**Task directions**
In the records that follow, locate every line with "Tailwind" and extract it.

**Task inputs**
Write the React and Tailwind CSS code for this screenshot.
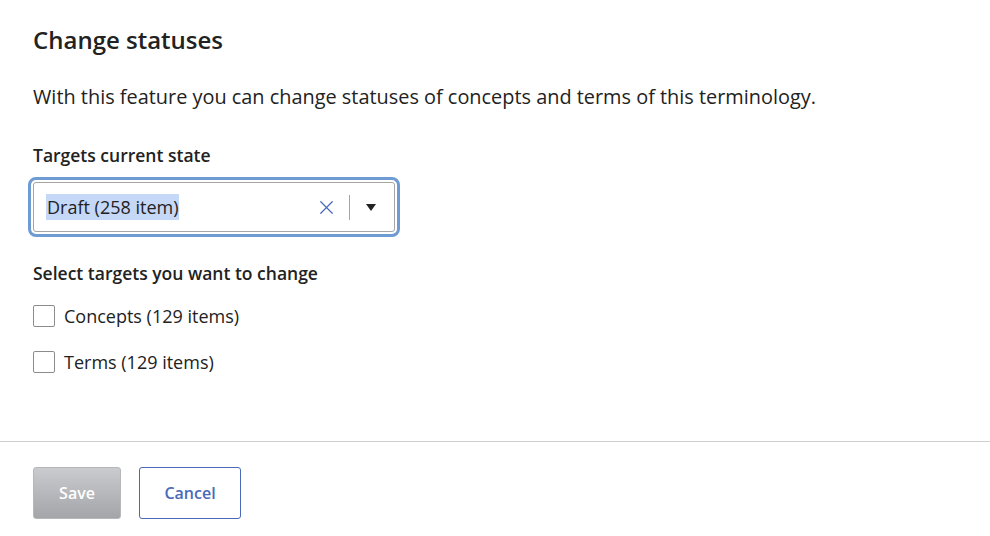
import { X } from "lucide-react";

export default function App() {
  return (
    <div
      className="w-[990px] h-[536px] bg-white text-[#222] overflow-hidden"
      style={{ fontFamily: "'Open Sans', Lato, sans-serif" }}
    >
      {/* body */}
      <div className="px-[33px] pt-[24px] h-[441px]">
        <h1 className="text-[24px] font-semibold leading-[32px]">Change statuses</h1>
        <p className="mt-[28px] text-[19.9px] leading-[26px]">
          With this feature you can change statuses of concepts and terms of this terminology.
        </p>

        <div className="mt-[33px] text-[17.5px] font-semibold leading-[24px]">Targets current state</div>
        <div className="mt-[15px] w-[362px] h-[50px] rounded-[3px] border border-[#a5a5a5] outline-[3px] outline-[#6e9bd2] outline-offset-[2px] outline flex items-center">
          <span className="ml-[12px] text-[18px] leading-[26px] bg-[#c6d8f8] px-[1px]">Draft (258 item)</span>
          <div className="flex-1" />
          <X className="w-[23px] h-[23px] text-[#4a69b8]" strokeWidth={1.3} />
          <div className="ml-[11px] w-px h-[25px] bg-[#a5a5a5]" />
          <svg className="ml-[16px] mr-[18px]" width="10" height="7" viewBox="0 0 10 7">
            <path d="M0 0 L10 0 L5 7 Z" fill="#222" />
          </svg>
        </div>

        <div className="mt-[29px] text-[17.5px] font-semibold leading-[24px]">Select targets you want to change</div>
        <div className="mt-[20px] flex flex-col gap-[24px]">
          {["Concepts (129 items)", "Terms (129 items)"].map((label) => (
            <label key={label} className="flex items-center gap-[9px] text-[18px] leading-[22px]">
              <span className="w-[22px] h-[22px] border border-[#8c8c8c] rounded-[2px] bg-white" />
              {label}
            </label>
          ))}
        </div>
      </div>

      {/* footer */}
      <div className="border-t border-[#cfcfcf] px-[33px] pt-[25px] flex gap-[18px]">
        <button className="w-[88px] h-[52px] rounded-[3px] bg-gradient-to-b from-[#c9cbcf] to-[#a3a5a9] text-white text-[16px] font-semibold border border-[#b5b7ba]">
          Save
        </button>
        <button className="w-[102px] h-[52px] rounded-[3px] bg-white border border-[#4a69b8] text-[#4a69b8] text-[16px] font-semibold">
          Cancel
        </button>
      </div>
    </div>
  );
}
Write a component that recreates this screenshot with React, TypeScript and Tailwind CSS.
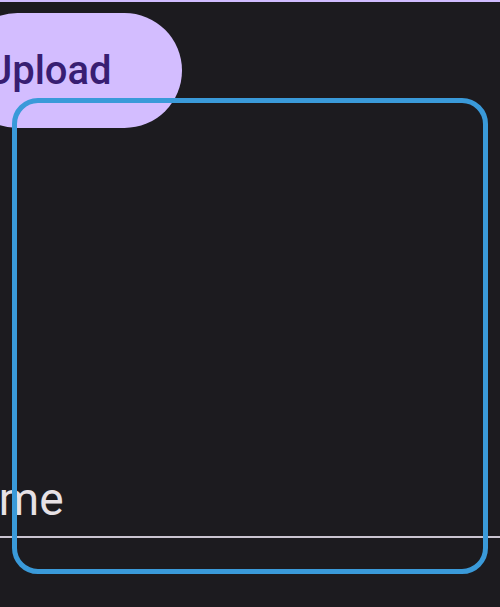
export default function App() {
  return (
    <div className="relative h-[607px] w-[500px] overflow-hidden bg-[#1c1b1f] font-['Roboto',sans-serif]">
      <div className="h-[2px] w-full bg-[#d0bcff]" />

      {/* upload button, cut off at the left edge */}
      <div className="mt-[11px] flex">
        <button className="-ml-[40px] flex h-[115px] w-[222px] items-center rounded-full bg-[#d3bdff] pl-[26px] text-[40px] font-medium text-[#381e72]">
          Upload
        </button>
      </div>

      {/* text field */}
      <div className="mt-[348px]">
        <p className="-ml-[59px] pb-[14px] text-[46px] leading-[46px] text-[#e6e1e5]">Name</p>
        <div className="h-[2px] w-full bg-[#cac4d0]" />
      </div>

      {/* selection outline drawn over content */}
      <div className="pointer-events-none absolute left-[12px] top-[98px] h-[476px] w-[476px] rounded-[26px] border-[5px] border-[#3a9ad9]" />
    </div>
  );
}
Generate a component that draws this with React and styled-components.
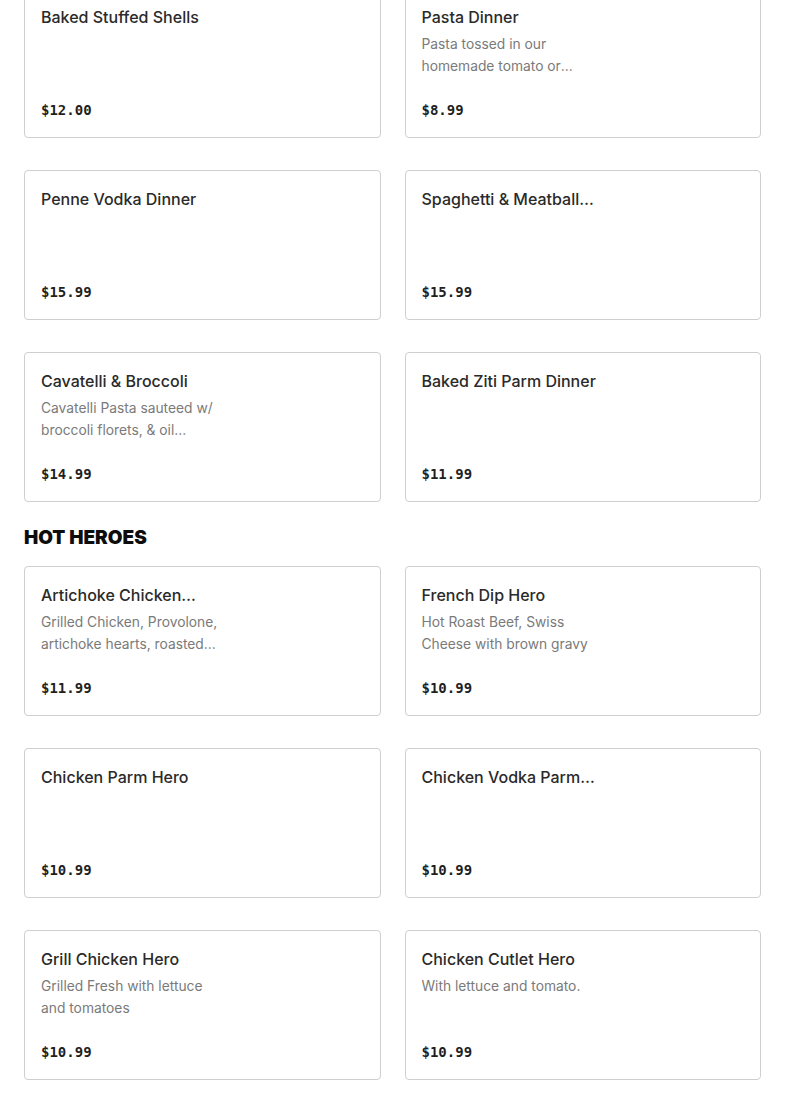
import React from 'react';
import styled, { createGlobalStyle } from 'styled-components';

const GlobalStyle = createGlobalStyle`
  html, body {
    margin: 0;
    padding: 0;
    background: #ffffff;
  }
  body {
    font-family: Inter, "Noto Sans", sans-serif;
    color: #2d2d2d;
  }
`;

const Page = styled.div`
  padding: 0 24px 24px;
  margin-top: -12px;
`;

const Section = styled.section`
  display: flex;
  flex-direction: column;
`;

const SectionTitle = styled.h2`
  margin: 25px 0 17px;
  font-family: Inter, sans-serif;
  font-weight: 900;
  font-size: 19px;
  line-height: 22px;
  color: #0d0d0d;
`;

const Grid = styled.div`
  display: grid;
  grid-template-columns: 1fr 1fr;
  column-gap: 24px;
  row-gap: 32px;
`;

const Card = styled.div`
  box-sizing: border-box;
  height: 150px;
  display: flex;
  flex-direction: column;
  padding: 15px 16px 17px;
  border: 1px solid #cfcfcf;
  border-radius: 4px;
  background: #fff;
`;

const TextColumn = styled.div`
  width: 180px;
  display: flex;
  flex-direction: column;
`;

const ItemName = styled.div`
  font-size: 16px;
  font-weight: 500;
  line-height: 26px;
  color: #2a2a2a;
  display: -webkit-box;
  -webkit-line-clamp: 1;
  -webkit-box-orient: vertical;
  overflow: hidden;
`;

const ItemDesc = styled.div`
  margin-top: 3px;
  font-size: 13.8px;
  line-height: 22px;
  color: #7a7a7a;
  display: -webkit-box;
  -webkit-line-clamp: 2;
  -webkit-box-orient: vertical;
  overflow: hidden;
`;

const Price = styled.div`
  margin-top: auto;
  font-family: "DejaVu Sans Mono", "Liberation Mono", monospace;
  font-weight: 700;
  font-size: 14px;
  line-height: 20px;
  color: #1f1f1f;
`;

const pasta = [
  { name: 'Baked Stuffed Shells', price: '$12.00' },
  { name: 'Pasta Dinner', desc: 'Pasta tossed in our homemade tomato or vodka sauce', price: '$8.99' },
  { name: 'Penne Vodka Dinner', price: '$15.99' },
  { name: 'Spaghetti & Meatball Dinner', price: '$15.99' },
  { name: 'Cavatelli & Broccoli', desc: 'Cavatelli Pasta sauteed w/ broccoli florets, & oil garnished with garlic', price: '$14.99' },
  { name: 'Baked Ziti Parm Dinner', price: '$11.99' },
];

const heroes = [
  { name: 'Artichoke Chicken Hero', desc: 'Grilled Chicken, Provolone, artichoke hearts, roasted peppers', price: '$11.99' },
  { name: 'French Dip Hero', desc: 'Hot Roast Beef, Swiss Cheese with brown gravy', price: '$10.99' },
  { name: 'Chicken Parm Hero', price: '$10.99' },
  { name: 'Chicken Vodka Parm Hero', price: '$10.99' },
  { name: 'Grill Chicken Hero', desc: 'Grilled Fresh with lettuce and tomatoes', price: '$10.99' },
  { name: 'Chicken Cutlet Hero', desc: 'With lettuce and tomato.', price: '$10.99' },
];

const MenuCard = ({ item }) => (
  <Card>
    <TextColumn>
      <ItemName>{item.name}</ItemName>
      {item.desc && <ItemDesc>{item.desc}</ItemDesc>}
    </TextColumn>
    <Price>{item.price}</Price>
  </Card>
);

const App = () => (
  <Page>
    <GlobalStyle />
    <Section>
      <Grid>
        {pasta.map((item) => <MenuCard key={item.name} item={item} />)}
      </Grid>
    </Section>
    <Section>
      <SectionTitle>HOT HEROES</SectionTitle>
      <Grid>
        {heroes.map((item) => <MenuCard key={item.name} item={item} />)}
      </Grid>
    </Section>
  </Page>
);

export default App;
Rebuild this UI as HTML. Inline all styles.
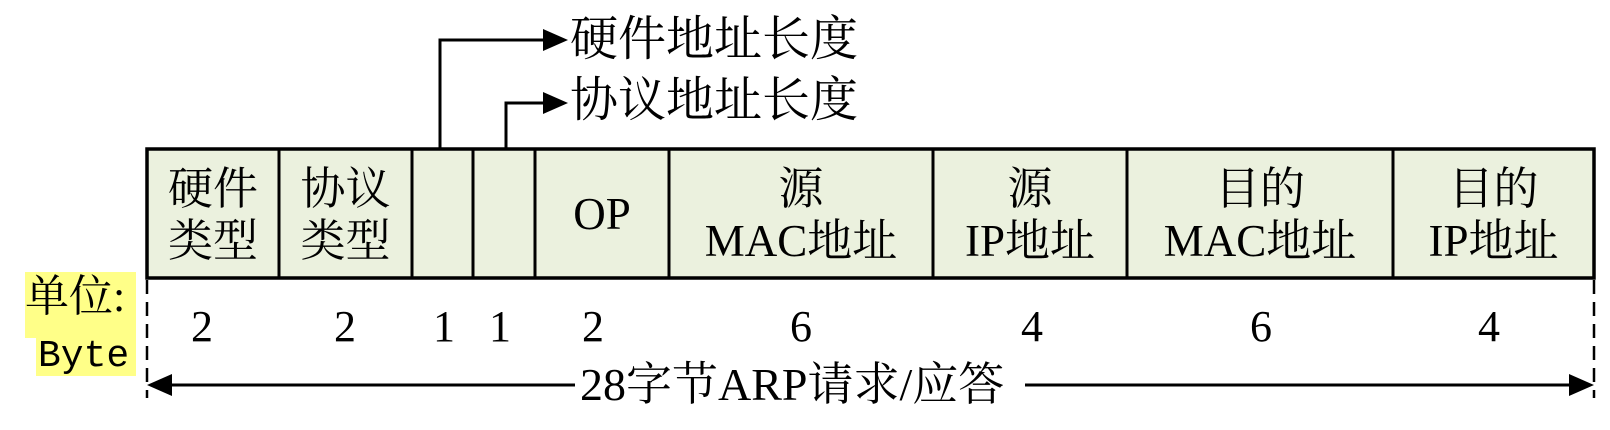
<!DOCTYPE html>
<html><head><meta charset="utf-8"><style>
html,body{margin:0;padding:0;background:#fff;}
body{width:1610px;height:430px;position:relative;overflow:hidden;font-family:"Liberation Serif","Noto Serif CJK SC",serif;color:#000;}
.c{position:absolute;text-align:center;font-size:45px;line-height:52px;}
.t{position:absolute;white-space:nowrap;font-size:42px;line-height:46px;}
.n{position:absolute;width:60px;margin-left:-30px;text-align:center;font-size:44px;line-height:46px;top:304px;}
</style></head><body>
<svg width="1610" height="430" style="position:absolute;left:0;top:0">
<rect x="25" y="272" width="111" height="66" fill="#ffff88"/>
<rect x="36" y="336" width="100" height="40" fill="#ffff88"/>
<rect x="147" y="149" width="1447" height="129" fill="#ebf1de" stroke="#000" stroke-width="3.5"/>
<g stroke="#000" stroke-width="3">
<line x1="279" y1="149" x2="279" y2="278"/><line x1="412" y1="149" x2="412" y2="278"/>
<line x1="473" y1="149" x2="473" y2="278"/><line x1="535" y1="149" x2="535" y2="278"/>
<line x1="669" y1="149" x2="669" y2="278"/><line x1="933" y1="149" x2="933" y2="278"/>
<line x1="1127" y1="149" x2="1127" y2="278"/><line x1="1393" y1="149" x2="1393" y2="278"/>
</g>
<g stroke="#000" stroke-width="2.5" stroke-dasharray="14,8" fill="none">
<line x1="147" y1="280" x2="147" y2="398"/><line x1="1594" y1="280" x2="1594" y2="398"/>
</g>
<g stroke="#000" stroke-width="3" fill="none">
<path d="M440,149 V40 H545"/><path d="M506,149 V103 H545"/>
<line x1="165" y1="385" x2="575" y2="385"/><line x1="1025" y1="385" x2="1575" y2="385"/>
</g>
<g fill="#000">
<path d="M543,29 L568,40 L543,51z"/><path d="M543,92 L568,103 L543,114z"/>
<path d="M147,385 L172,374 L172,396z"/><path d="M1594,385 L1569,374 L1569,396z"/>
</g>
</svg>
<div class="t" style="left:570px;top:17px;font-size:48px">硬件地址长度</div>
<div class="t" style="left:570px;top:78px;font-size:48px">协议地址长度</div>
<div class="c" style="left:147px;width:132px;top:163px">硬件<br>类型</div>
<div class="c" style="left:279px;width:133px;top:163px">协议<br>类型</div>
<div class="c" style="left:535px;width:134px;top:188px">OP</div>
<div class="c" style="left:669px;width:264px;top:163px">源<br>MAC地址</div>
<div class="c" style="left:933px;width:194px;top:163px">源<br>IP地址</div>
<div class="c" style="left:1127px;width:266px;top:163px">目的<br>MAC地址</div>
<div class="c" style="left:1393px;width:201px;top:163px">目的<br>IP地址</div>
<div class="t" style="left:25px;top:274px;font-size:44px">单位:</div>
<div class="t" style="left:38px;top:334px;font-family:'Liberation Mono',monospace;font-size:38px">Byte</div>
<div class="n" style="left:202px">2</div>
<div class="n" style="left:345px">2</div>
<div class="n" style="left:444px">1</div>
<div class="n" style="left:500px">1</div>
<div class="n" style="left:593px">2</div>
<div class="n" style="left:801px">6</div>
<div class="n" style="left:1032px">4</div>
<div class="n" style="left:1261px">6</div>
<div class="n" style="left:1489px">4</div>
<div class="t" style="left:580px;top:362px;font-size:46px">28字节ARP请求/应答</div>
</body></html>
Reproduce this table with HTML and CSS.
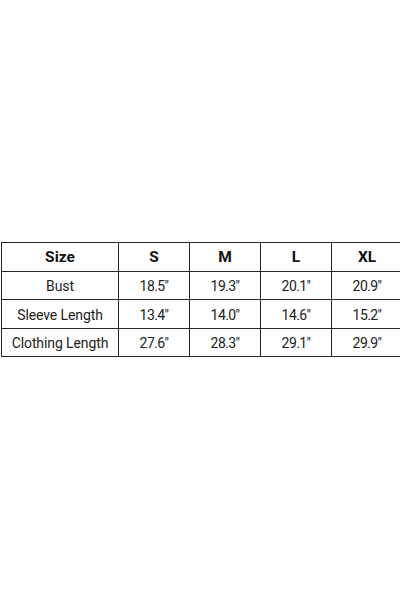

**Complete response**
Write the React and Tailwind CSS code for this screenshot.
Write a component that recreates this screenshot with React, TypeScript and Tailwind CSS.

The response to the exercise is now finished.